Scent cues: Dogs have a hierarchy, and therefore, they need to establish ranks. The best way to gather information from a dog is to smell it, and that is why they sniff each other. Based on certain scents, they can tell the full profile about the dog, and hence, determine who the most dominant dog is. Usually, the most dominant dog will smell the subordinated dog first. It is their way to determine hierarchy without using violence. Dogs also use scents to greet each other and obtain vital information about the dog they are meeting Dogs have a sense of smell 50 times more powerful than ours as humans. While we are unable to detect what your dog smells, you’ll find your dog sniffing and snorting to search for all kinds of information about his/her environment. Sometimes they might like certain smell so much that they’ll roll themselves in. However, scent cues do not necessarily require the dog’s presence to get a message across. For instance, the scent of urination can be left behind to alert other dogs of their presence. That’s when you find dogs go around leg-lifting and marking with urine.

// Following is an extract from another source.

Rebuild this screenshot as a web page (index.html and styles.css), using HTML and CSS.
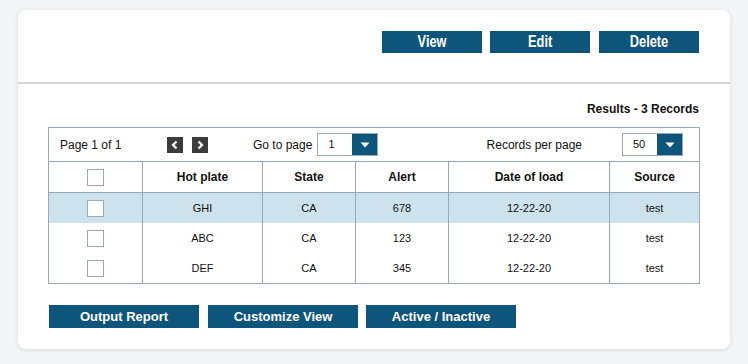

Some simple tips to follow when communicating and handling your dogs:
Just as you can learn a great deal from your dog’s body language, your dog reads a lot about you from your body language. Body language you can use to your advantage is:
- Do not bend over your dog. Squat next to them or stand straight. When you bend over the dog, you are putting them in a defensive position.
- When calling for your dog or training for recall, stand straight or squat with your arms outstretched. Stooping over the dog will cause him to avoid you.
- When petting a dog for the first time, touch them on the sides of their body and their chest. Never pat them on the top of the head.
- Avoid hugging your dog. No matter how much pleasure you get from hugs, your dog does not necessary enjoy it.